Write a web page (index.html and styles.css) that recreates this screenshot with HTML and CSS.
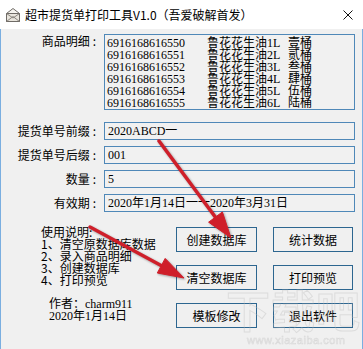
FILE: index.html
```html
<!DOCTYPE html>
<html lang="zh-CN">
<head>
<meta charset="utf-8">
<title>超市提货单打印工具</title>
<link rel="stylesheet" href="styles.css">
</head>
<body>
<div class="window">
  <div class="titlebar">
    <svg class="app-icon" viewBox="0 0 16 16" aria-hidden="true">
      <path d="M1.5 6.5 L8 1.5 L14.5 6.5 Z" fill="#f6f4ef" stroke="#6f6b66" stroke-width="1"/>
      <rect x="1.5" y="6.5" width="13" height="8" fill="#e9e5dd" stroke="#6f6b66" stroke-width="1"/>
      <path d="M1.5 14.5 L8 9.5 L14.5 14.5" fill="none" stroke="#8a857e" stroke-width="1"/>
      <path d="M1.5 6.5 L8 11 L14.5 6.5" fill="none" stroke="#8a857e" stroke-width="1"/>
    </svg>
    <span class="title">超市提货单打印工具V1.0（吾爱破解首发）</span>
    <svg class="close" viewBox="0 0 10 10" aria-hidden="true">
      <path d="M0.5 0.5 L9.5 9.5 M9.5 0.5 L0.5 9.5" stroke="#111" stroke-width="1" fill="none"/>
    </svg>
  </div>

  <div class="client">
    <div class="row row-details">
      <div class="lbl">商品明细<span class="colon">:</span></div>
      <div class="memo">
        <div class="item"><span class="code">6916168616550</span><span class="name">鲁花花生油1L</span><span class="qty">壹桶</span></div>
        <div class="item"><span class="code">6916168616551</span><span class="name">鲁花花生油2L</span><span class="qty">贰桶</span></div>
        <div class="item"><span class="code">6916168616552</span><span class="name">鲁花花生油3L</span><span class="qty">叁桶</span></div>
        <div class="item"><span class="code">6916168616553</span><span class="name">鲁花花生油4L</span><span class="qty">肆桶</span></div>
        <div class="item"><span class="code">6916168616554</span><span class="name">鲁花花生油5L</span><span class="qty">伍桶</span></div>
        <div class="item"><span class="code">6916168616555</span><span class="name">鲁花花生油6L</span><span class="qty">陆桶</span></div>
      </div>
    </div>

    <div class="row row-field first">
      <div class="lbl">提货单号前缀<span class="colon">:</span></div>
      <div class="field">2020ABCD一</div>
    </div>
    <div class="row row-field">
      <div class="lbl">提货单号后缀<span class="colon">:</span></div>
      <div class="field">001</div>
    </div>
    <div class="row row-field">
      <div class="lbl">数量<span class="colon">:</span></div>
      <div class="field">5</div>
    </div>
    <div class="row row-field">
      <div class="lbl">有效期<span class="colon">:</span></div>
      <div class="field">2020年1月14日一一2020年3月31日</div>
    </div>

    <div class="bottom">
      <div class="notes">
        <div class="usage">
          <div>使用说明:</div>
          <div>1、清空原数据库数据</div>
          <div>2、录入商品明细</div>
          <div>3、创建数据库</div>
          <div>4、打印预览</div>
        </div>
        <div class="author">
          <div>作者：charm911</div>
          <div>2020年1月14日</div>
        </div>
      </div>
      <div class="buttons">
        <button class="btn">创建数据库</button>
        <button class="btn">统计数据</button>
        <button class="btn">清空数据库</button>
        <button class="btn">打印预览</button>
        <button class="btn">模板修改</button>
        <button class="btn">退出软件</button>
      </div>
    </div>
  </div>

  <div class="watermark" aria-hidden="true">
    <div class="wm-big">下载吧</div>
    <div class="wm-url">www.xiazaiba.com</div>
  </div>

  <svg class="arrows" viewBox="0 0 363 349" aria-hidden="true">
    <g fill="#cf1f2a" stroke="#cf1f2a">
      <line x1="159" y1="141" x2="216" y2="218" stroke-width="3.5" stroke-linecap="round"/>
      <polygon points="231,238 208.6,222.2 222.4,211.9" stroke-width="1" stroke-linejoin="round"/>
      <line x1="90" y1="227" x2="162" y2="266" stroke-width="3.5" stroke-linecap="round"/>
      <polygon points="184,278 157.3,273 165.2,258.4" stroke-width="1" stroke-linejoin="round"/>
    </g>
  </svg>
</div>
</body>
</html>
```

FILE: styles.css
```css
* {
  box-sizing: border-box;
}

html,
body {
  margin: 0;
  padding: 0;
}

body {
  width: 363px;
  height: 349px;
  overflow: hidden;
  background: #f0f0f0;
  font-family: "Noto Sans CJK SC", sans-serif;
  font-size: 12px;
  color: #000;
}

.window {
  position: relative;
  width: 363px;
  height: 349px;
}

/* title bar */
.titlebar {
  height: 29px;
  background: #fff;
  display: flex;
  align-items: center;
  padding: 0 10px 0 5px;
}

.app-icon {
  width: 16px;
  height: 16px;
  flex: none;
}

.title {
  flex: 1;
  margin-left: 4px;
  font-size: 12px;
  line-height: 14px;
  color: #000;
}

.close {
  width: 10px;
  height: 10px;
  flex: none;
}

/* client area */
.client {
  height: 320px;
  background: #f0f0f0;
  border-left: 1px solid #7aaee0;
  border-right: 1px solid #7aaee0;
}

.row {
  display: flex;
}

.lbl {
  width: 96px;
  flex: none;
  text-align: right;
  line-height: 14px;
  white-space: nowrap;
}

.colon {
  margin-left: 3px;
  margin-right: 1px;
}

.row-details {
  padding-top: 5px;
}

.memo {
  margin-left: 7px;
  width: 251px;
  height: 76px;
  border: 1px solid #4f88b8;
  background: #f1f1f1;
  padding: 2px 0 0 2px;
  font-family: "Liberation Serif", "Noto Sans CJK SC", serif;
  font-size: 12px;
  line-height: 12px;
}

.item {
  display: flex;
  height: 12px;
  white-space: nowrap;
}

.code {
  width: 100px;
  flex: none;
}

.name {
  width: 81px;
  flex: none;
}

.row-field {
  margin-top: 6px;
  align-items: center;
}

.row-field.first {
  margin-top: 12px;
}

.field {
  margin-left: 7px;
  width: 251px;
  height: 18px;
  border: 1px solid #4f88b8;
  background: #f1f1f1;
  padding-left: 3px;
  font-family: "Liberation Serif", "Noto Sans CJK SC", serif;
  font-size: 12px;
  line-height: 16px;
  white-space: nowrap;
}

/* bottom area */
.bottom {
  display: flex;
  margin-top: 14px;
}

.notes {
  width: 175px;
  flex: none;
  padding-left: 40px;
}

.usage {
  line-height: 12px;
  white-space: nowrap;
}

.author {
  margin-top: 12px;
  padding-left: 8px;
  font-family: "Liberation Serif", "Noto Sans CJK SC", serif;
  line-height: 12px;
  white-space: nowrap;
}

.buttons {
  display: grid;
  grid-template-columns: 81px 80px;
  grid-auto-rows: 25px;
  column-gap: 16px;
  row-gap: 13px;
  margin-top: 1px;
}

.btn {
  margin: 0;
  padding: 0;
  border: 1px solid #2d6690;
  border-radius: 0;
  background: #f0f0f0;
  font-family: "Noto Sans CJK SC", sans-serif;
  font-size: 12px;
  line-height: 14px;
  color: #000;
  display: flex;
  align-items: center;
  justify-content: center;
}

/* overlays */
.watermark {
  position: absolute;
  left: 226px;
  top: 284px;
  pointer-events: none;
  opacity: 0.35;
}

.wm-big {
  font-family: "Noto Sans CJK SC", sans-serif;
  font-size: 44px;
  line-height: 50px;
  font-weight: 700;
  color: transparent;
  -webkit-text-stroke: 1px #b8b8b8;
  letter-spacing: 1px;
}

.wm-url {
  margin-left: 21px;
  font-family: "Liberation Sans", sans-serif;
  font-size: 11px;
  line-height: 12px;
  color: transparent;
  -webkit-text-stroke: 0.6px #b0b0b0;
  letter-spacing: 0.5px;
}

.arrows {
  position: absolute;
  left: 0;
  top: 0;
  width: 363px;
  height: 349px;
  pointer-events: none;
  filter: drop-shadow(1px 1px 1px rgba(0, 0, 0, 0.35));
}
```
# # #
What you will do
Count how many lines contain "index" and give only that count.

The answer
2